The HTML file, on the other hand, looks different than expected. The two bookmarks are rendered first and then the paragraph with the header follows. This means that the order in the HTML does not correspond to the order in the Word document:

This is exactly what leads to a problem in my code, which I can’t solve because I need to be able to rely on the expected order. This is exactly what leads to a problem in my code, which I can’t solve because I need to be able to rely on the expected order. It may be interesting to note that there are images in the header.
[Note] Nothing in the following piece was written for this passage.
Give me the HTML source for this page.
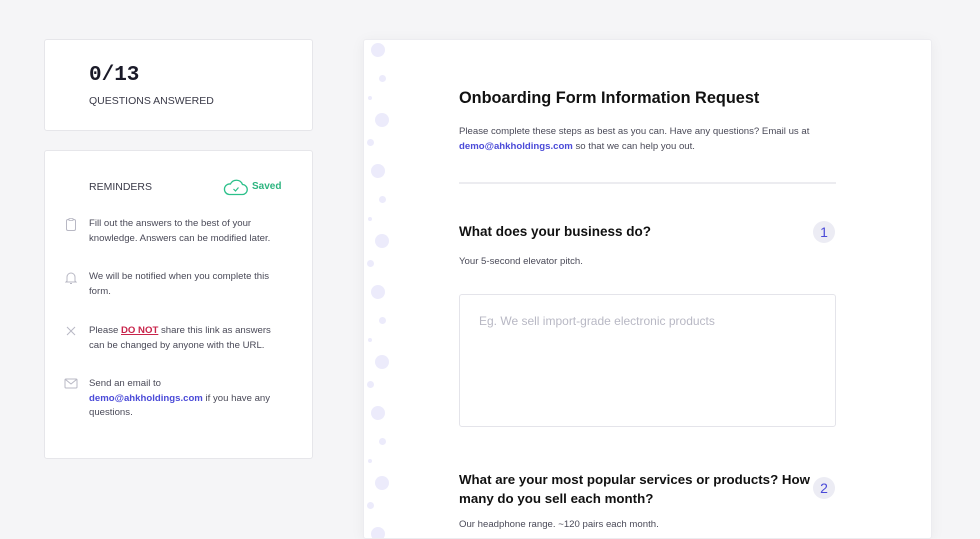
<!DOCTYPE html>
<html><head><style>
*{margin:0;padding:0;box-sizing:border-box}
body{width:980px;height:531px;overflow:hidden;background:#f5f5f7;font-family:"Liberation Sans",sans-serif;color:#3a3a48;position:relative}
.card{position:absolute;background:#fff;border:1px solid #e6e6ea;border-radius:3px}
.abs{position:absolute;white-space:nowrap}
.sm{font-size:9.6px;line-height:14.5px;color:#4a4a58}
.link{color:#4a4ad8;font-weight:bold}
.dot{position:absolute;border-radius:50%;background:#ecebfb}
</style></head><body>
<div class="card" style="left:44px;top:39px;width:269px;height:92px"></div>
<div class="abs" style="left:89px;top:64px;font-family:'Liberation Mono',monospace;font-weight:bold;font-size:21px;color:#1a1a28">0/13</div>
<div class="abs" style="left:89px;top:95px;font-size:10.5px;color:#3a3a48">QUESTIONS ANSWERED</div>

<div class="card" style="left:44px;top:150px;width:269px;height:309px"></div>
<div class="abs" style="left:89px;top:181px;font-size:10.5px;color:#3a3a48">REMINDERS</div>
<svg class="abs" style="left:223px;top:178px" width="26" height="18" viewBox="0 0 26 18"><path d="M6 16.5h13a5 5 0 0 0 .5-10A6.5 6.5 0 0 0 7.5 6 5 5 0 0 0 6 16.5z" fill="none" stroke="#2cc08a" stroke-width="1.3"/><path d="M10.5 11l2 2 3-3.5" fill="none" stroke="#2cc08a" stroke-width="1.2"/></svg>
<div class="abs" style="left:252px;top:181px;font-size:10px;font-weight:bold;color:#2cb47f">Saved</div>

<svg class="abs" style="left:65px;top:218px" width="12" height="13" viewBox="0 0 12 13"><rect x="1.5" y="1.5" width="9" height="11" rx="1.5" fill="none" stroke="#b8b8c4"/><rect x="4" y="0.5" width="4" height="2" fill="#fff" stroke="#b8b8c4" stroke-width=".8"/></svg>
<div class="abs sm" style="left:89px;top:217px">Fill out the answers to the best of your<br>knowledge. Answers can be modified later.</div>
<svg class="abs" style="left:65px;top:271px" width="12" height="14" viewBox="0 0 12 14"><path d="M2 10V6a4 4 0 0 1 8 0v4l1 1H1z M5 12.5h2" fill="none" stroke="#b8b8c4"/></svg>
<div class="abs sm" style="left:89px;top:270px">We will be notified when you complete this<br>form.</div>
<svg class="abs" style="left:66px;top:326px" width="10" height="10" viewBox="0 0 10 10"><path d="M1 1l8 8M9 1L1 9" stroke="#b8b8c4"/></svg>
<div class="abs sm" style="left:89px;top:324px">Please <span style="color:#c8234a;font-weight:bold;text-decoration:underline">DO NOT</span> share this link as answers<br>can be changed by anyone with the URL.</div>
<svg class="abs" style="left:64px;top:378px" width="14" height="11" viewBox="0 0 14 11"><rect x="1" y="1" width="12" height="9" rx="1" fill="none" stroke="#b8b8c4"/><path d="M1.5 1.5l5.5 4.5 5.5-4.5" fill="none" stroke="#b8b8c4"/></svg>
<div class="abs sm" style="left:89px;top:377px">Send an email to<br><span class="link">demo@ahkholdings.com</span> if you have any<br>questions.</div>

<div class="card" style="left:363px;top:39px;width:569px;height:500px;border-color:#ececf0;box-shadow:0 2px 14px rgba(0,0,0,.05);overflow:hidden">
<div style="position:absolute;left:0;top:0;width:40px;height:500px">
<div class="dot" style="left:7px;top:3px;width:14px;height:14px"></div>
<div class="dot" style="left:15px;top:35px;width:7px;height:7px"></div>
<div class="dot" style="left:4px;top:56px;width:4px;height:4px"></div>
<div class="dot" style="left:11px;top:73px;width:14px;height:14px"></div>
<div class="dot" style="left:3px;top:99px;width:7px;height:7px"></div>
<div class="dot" style="left:7px;top:124px;width:14px;height:14px"></div>
<div class="dot" style="left:15px;top:156px;width:7px;height:7px"></div>
<div class="dot" style="left:4px;top:177px;width:4px;height:4px"></div>
<div class="dot" style="left:11px;top:194px;width:14px;height:14px"></div>
<div class="dot" style="left:3px;top:220px;width:7px;height:7px"></div>
<div class="dot" style="left:7px;top:245px;width:14px;height:14px"></div>
<div class="dot" style="left:15px;top:277px;width:7px;height:7px"></div>
<div class="dot" style="left:4px;top:298px;width:4px;height:4px"></div>
<div class="dot" style="left:11px;top:315px;width:14px;height:14px"></div>
<div class="dot" style="left:3px;top:341px;width:7px;height:7px"></div>
<div class="dot" style="left:7px;top:366px;width:14px;height:14px"></div>
<div class="dot" style="left:15px;top:398px;width:7px;height:7px"></div>
<div class="dot" style="left:4px;top:419px;width:4px;height:4px"></div>
<div class="dot" style="left:11px;top:436px;width:14px;height:14px"></div>
<div class="dot" style="left:3px;top:462px;width:7px;height:7px"></div>
<div class="dot" style="left:7px;top:487px;width:14px;height:14px"></div>
</div>
</div>
<div class="abs" style="left:459px;top:89px;font-size:16.3px;font-weight:bold;color:#111">Onboarding Form Information Request</div>
<div class="abs sm" style="left:459px;top:125px">Please complete these steps as best as you can. Have any questions? Email us at<br><span class="link">demo@ahkholdings.com</span> so that we can help you out.</div>
<div class="abs" style="left:459px;top:182px;width:377px;height:2px;background:#ececf0"></div>
<div class="abs" style="left:459px;top:224px;font-size:13.5px;font-weight:bold;color:#111">What does your business do?</div>
<div class="abs" style="left:813px;top:221px;width:22px;height:22px;border-radius:50%;background:#ececf4;color:#4a4ad8;font-size:14px;text-align:center;line-height:22px">1</div>
<div class="abs sm" style="left:459px;top:255px">Your 5-second elevator pitch.</div>
<div class="abs" style="left:459px;top:294px;width:377px;height:133px;border:1.5px solid #e4e4ea;border-radius:3px"></div>
<div class="abs" style="left:479px;top:314px;font-size:12px;color:#b8b8c4">Eg. We sell import-grade electronic products</div>
<div class="abs" style="left:459px;top:470px;font-size:13.3px;font-weight:bold;color:#111;line-height:19px">What are your most popular services or products? How<br>many do you sell each month?</div>
<div class="abs" style="left:813px;top:477px;width:22px;height:22px;border-radius:50%;background:#ececf4;color:#4a4ad8;font-size:14px;text-align:center;line-height:22px">2</div>
<div class="abs sm" style="left:459px;top:518px">Our headphone range. ~120 pairs each month.</div>
</body></html>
Could this have an impact on rendering?

@mbertram Could you please attach your document here for testing? We will check it and provide you more information.

Sure… here is the Word document:

header_minimal_example.docx (120.6 KB)

And this is the according HTML file:

aspose.zip (24.9 KB)

@mbertram Thank you for additional information. The problem occurs because shape in your header is floating shape behind text. Unfortunately, as I already mentioned earlier, HtmlFixed format is indented for preserving only visual representation of the document and it is not possible to preserve original document structure when document is saved to HtmlFixed format.
I am afraid it will not be possible to mark header/footer like in your document example using the current Aspose.Words capabilities when save the document to HtmlFixed format. The proposed workaround will work only if the header/footer does not have floating content.

So, since I have no way to mark headers and footers, it would be nice if Aspose.Words would do this itself. All that would be needed is a small class attribute (which could be empty) appended to each object that comes from a header or footer.

It would also be nice if page numbers could be marked in the same way.

I see that there is an issue WORDSNET-24890 on this case. It would be great if my comments could be considered in this issue. For a future version of Aspose.Words this would be very important.

@mbertram Sure, I have added your comments to the defect description so they will be considered by the development team when work on this issue starts.

Regarding page numbers, you can mark them with bookmarks as I suggested earlier. Page numbers in MS Word documents are represented with { PAGE } fields, so you can insert bookmark before the field and after it.